1 1.These examples all show thinking influencing reality. A social constructivist perspective goes a step further to say that our thinking constructs social reality. In this view, an organization exists not “out there” but in the minds and actions of its constituents. This idea is illustrated in an old story about a dispute among three baseball umpires. The first says, “Some's balls, and some's strikes, and I calls ’em like they are.” The second counters, “No, you got it wrong. Some's balls, and some's strikes, and I calls ’em the way I sees them.” The third says, “You guys don't really get it. Some's balls, and some's strikes, but they ain't nothin' until I call ’em.” The first umpire is a realist who believes that what he sees is exactly what is. The second recognizes that reality is influenced by his own perception. The third is the social constructivist—his call makes them what they are. This distinction is particularly important in the symbolic frame, which we return to in Chapter 12.

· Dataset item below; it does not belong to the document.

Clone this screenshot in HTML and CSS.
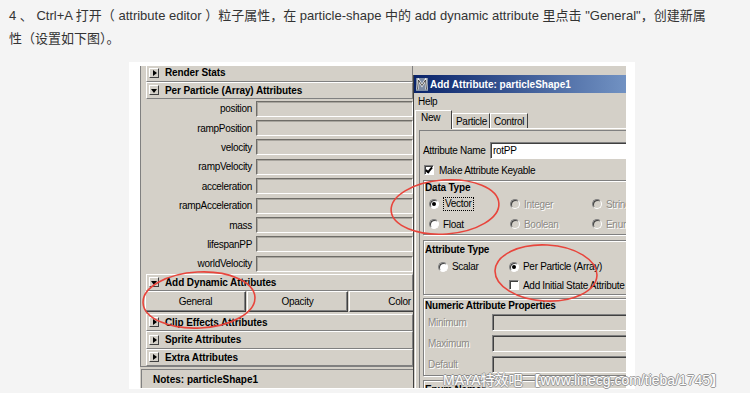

PART TWO The Structural Frame

A frame is a coherent set of ideas or beliefs forming a prism or lens that enables you to see and understand more clearly what's going on in the world around you. In Part Two, we embark on the first stage of a tour that will take us to four very different ways of making sense of life, at work or elsewhere. Each frame will be presented in three chapters: one that introduces the basic concepts and two that focus on key applications and extensions. We begin with one of the oldest and most popular ways of thinking about organizations: the structural frame.

If someone asked you to describe your organization—your workplace, your school, or even your family—what image would come to mind? A likely possibility is a traditional organization chart: a series of boxes and lines depicting job responsibilities and levels. The chart might be shaped roughly like a pyramid, with a small number of bosses at the top and a much larger number of employees at the bottom. Such a chart is only one of many images that reflect the structural view. The frame is rooted in traditional rational images but goes much deeper to develop versatile and powerful ways to understand social architecture and its consequences.